LeBron James, age 22, lost the 2007 NBA Finals 4-0 to the San Antonio Spurs. He then won four championships, reached ten Finals total, and produced the most decorated multi-decade run in modern NBA history. The comparison is almost too clean to be useful. Except it isn’t, because the specific circumstances mirror almost perfectly. A 22-year-old generational talent, a Finals loss that exposed roster construction limits, a press conference performance defined by controlled fury rather than tears. James in 2007 didn’t cry either.
The Tim Duncan parallel is even stranger. Duncan was 22-23 when he won his first championship in 1999 — over the New York Knicks, in five games. The 1999 championship this series kept invoking came full circle here: Wemby’s Spurs faced the same opponent Duncan’s Spurs defeated, and lost. Same franchise. Same matchup. Opposite result. The echo is eerie enough that you almost want to dismiss it as noise; the pattern it suggests is that Spurs-Knicks Finals tend to produce dynasty-defining moments for whoever wins. In 1999, that was Duncan. In 2026, that is the Knicks. For now.
Darko Milicic was 18 when the 2004 Pistons won a ring he barely contributed to. Tyler Herro was 20 on the 2020 Heat team that lost in six. Wembanyama reached the Finals as a legitimate centerpiece starter at 22 in Year 3, averaging Finals numbers that most All-Stars never reach in their careers. The trajectory is not analogous to a promising role player getting a ring early. It is analogous to the players who anchor 10-year dynasties.
The question isn’t whether Wembanyama is on an all-time track. The question is how wide that gap closes between what he can do and what his roster can support, and how quickly.
The 100-Game Clock
Here’s what the Clock actually means as a predictive framework.

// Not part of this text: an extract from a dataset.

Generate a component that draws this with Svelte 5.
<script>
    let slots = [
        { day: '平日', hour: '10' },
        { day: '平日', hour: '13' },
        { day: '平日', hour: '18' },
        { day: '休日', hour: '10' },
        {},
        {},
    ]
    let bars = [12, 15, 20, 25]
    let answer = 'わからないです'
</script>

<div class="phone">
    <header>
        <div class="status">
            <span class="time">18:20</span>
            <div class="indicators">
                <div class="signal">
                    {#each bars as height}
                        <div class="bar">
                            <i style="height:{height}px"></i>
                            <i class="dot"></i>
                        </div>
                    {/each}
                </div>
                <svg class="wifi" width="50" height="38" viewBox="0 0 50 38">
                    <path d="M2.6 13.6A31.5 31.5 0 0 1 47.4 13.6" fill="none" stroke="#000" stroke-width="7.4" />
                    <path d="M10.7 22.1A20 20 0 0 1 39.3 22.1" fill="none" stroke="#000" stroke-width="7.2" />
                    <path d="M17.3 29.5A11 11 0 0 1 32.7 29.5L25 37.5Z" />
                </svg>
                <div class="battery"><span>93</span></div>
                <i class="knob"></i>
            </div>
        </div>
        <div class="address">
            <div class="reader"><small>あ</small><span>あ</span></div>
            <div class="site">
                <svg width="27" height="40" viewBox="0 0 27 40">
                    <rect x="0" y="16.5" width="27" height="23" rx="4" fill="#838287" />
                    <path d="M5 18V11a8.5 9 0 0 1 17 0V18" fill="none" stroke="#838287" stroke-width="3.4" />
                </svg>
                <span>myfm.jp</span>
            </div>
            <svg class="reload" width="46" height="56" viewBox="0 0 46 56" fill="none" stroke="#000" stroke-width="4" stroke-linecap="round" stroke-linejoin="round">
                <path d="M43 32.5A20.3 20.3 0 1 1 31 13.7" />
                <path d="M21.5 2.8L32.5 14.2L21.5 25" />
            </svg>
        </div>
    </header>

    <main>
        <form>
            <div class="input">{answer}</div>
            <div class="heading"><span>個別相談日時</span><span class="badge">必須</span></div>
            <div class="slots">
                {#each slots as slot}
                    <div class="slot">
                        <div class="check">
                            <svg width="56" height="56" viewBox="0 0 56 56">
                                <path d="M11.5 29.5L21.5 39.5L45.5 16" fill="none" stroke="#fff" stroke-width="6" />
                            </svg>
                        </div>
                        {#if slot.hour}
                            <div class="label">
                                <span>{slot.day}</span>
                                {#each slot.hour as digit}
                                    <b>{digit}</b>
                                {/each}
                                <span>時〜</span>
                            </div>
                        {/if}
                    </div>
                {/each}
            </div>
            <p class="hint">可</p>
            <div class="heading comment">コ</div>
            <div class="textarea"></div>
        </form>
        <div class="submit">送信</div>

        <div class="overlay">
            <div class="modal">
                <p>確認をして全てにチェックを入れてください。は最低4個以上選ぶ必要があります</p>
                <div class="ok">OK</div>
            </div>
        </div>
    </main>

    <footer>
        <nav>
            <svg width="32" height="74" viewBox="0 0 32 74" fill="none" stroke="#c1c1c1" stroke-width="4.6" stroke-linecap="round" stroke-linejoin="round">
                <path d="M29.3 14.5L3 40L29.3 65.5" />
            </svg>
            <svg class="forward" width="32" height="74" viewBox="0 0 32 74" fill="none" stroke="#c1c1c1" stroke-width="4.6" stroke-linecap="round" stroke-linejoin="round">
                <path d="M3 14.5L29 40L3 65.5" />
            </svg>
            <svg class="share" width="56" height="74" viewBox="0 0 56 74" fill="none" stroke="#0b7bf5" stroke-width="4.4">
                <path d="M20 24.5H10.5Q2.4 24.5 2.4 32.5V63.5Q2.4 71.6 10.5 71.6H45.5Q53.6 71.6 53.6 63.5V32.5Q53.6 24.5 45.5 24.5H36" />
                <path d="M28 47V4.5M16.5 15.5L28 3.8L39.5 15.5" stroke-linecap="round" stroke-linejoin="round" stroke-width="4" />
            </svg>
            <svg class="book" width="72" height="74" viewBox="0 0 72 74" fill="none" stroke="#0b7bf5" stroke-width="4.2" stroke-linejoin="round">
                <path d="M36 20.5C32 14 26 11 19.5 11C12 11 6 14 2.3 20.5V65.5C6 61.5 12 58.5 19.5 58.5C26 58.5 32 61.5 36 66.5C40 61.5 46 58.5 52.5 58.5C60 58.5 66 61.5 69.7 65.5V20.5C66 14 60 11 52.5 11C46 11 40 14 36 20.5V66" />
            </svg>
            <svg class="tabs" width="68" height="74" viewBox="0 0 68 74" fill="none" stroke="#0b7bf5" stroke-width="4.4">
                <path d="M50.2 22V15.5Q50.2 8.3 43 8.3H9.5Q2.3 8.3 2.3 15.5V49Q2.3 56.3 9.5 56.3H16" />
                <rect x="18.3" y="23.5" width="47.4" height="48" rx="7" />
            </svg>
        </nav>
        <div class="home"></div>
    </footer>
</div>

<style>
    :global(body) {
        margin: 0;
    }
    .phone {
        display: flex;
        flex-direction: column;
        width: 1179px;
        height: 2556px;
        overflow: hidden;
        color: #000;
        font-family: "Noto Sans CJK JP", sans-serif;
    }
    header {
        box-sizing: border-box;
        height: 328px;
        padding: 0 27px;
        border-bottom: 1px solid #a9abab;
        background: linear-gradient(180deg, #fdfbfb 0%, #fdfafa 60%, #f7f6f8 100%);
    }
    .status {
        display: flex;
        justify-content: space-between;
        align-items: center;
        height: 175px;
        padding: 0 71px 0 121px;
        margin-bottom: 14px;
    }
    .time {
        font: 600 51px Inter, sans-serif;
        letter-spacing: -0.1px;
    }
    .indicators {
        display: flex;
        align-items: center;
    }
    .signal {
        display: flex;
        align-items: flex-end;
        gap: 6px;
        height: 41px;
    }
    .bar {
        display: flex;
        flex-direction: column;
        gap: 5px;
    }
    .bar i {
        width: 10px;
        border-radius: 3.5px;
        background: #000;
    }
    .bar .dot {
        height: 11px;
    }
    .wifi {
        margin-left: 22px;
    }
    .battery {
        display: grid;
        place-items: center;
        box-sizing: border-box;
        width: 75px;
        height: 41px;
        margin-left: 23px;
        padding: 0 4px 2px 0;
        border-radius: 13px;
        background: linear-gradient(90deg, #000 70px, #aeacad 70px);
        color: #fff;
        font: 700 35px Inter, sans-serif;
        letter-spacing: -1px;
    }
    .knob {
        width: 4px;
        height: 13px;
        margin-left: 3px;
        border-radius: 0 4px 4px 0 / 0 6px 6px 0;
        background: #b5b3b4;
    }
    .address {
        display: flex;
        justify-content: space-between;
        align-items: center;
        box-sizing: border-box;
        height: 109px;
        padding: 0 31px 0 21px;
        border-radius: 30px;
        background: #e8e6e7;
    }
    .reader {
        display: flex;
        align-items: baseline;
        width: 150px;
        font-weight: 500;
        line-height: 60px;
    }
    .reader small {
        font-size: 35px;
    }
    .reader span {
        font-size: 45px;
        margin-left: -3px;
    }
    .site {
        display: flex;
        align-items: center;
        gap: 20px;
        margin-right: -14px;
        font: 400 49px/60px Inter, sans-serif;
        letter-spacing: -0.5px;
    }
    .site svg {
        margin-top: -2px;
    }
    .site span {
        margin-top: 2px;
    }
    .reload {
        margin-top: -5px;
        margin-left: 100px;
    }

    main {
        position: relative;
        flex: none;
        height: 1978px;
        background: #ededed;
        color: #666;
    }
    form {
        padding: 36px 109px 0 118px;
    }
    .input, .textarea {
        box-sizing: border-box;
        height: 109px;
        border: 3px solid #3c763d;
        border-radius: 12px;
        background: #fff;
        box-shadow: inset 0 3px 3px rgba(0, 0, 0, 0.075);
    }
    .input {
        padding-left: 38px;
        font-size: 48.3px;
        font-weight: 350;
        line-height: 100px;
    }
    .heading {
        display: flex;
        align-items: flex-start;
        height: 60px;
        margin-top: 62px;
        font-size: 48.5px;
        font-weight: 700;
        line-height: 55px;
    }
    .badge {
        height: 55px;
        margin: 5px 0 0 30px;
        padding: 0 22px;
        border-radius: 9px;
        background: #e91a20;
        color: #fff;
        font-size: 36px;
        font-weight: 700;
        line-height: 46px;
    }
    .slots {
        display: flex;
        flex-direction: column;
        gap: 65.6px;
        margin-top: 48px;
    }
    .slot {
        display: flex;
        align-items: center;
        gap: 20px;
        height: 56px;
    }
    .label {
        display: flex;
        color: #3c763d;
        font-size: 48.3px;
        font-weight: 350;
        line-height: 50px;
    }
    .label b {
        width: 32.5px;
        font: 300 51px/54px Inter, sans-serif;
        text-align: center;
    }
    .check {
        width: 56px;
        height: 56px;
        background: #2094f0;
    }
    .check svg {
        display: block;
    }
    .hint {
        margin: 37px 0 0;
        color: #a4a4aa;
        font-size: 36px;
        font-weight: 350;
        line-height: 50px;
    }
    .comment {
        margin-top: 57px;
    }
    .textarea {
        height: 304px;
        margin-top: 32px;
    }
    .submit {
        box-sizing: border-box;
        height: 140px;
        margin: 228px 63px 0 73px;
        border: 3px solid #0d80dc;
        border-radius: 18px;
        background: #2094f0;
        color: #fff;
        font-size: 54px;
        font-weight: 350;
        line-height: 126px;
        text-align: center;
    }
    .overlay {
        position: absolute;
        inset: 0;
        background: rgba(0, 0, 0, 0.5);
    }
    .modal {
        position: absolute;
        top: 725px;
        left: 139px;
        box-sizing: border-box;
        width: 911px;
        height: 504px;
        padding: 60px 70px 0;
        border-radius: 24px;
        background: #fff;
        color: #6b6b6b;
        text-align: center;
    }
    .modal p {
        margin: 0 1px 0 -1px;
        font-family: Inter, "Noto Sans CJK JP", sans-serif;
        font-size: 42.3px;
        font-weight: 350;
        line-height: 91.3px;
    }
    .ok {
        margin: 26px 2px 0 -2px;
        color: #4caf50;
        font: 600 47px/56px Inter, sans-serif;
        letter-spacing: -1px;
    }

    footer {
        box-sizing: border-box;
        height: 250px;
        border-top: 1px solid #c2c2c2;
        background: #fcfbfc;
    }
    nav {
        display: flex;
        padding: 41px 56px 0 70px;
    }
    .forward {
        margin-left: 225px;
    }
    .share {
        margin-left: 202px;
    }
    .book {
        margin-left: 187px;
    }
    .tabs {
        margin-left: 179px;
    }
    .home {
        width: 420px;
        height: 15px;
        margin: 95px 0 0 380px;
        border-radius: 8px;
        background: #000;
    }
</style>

Wembanyama will be 23 next season. His blocks rate, assist rate and three-point percentage (34.9% in 2025-26 on increasing volume) all have meaningful room to grow. His 82.7% free throw rate on a 64-game season suggests durability and refinement are tracking together. The area of greatest concern (the rest-minutes vulnerability, the defensive dominance that defined what he did to the Thunder in the Conference Finals that then got stretched thin late in series) is a roster problem, not a Wembanyama problem. Roster problems get solved in offseasons, especially when teams with 62-win ceilings and a franchise player coming off a Finals appearance have a clear pitch to free agents and a front office with something to prove.
Wembanyama said one more thing after Game 5 that deserves more attention than it got. He noted that “our domination stints — we absolutely dominated for most of this series. But our errors, our mistakes are punished so hard.” That’s not a player making excuses. That’s a player identifying a precision deficit. Elite teams eliminate unforced errors under Finals pressure. Young teams don’t. Year-4 Wembanyama running a more experienced roster, with a full summer spent carrying this loss as motivation, is the specific version of this player the league needs to prepare for.
He walked off the court after the final buzzer without shaking any Knicks’ hands. That will be talked about. The other thing he said at the end of his press conference — “Appreciate y’all. See you… never.” That will be talked about more.
The 100-Game Clock started Sunday night. When it expires, the Spurs will return to the playoffs with a 22-year-old who averaged 26/11/3.6 in his first Finals appearance and lost, who spent an entire season holding that, who has now watched what a championship roster’s depth looks like up close and had an offseason to do something about it.
The data builds one case, and I’ll commit to it: give me Year-4 Wembanyama. Not because the narrative is compelling (it obviously is) but because the trajectory comps, the on/off leverage numbers, the age curve, and the organizational infrastructure all converge on the same outcome. The Knicks won. The 100-Game Clock is running. Those two facts are not in conflict.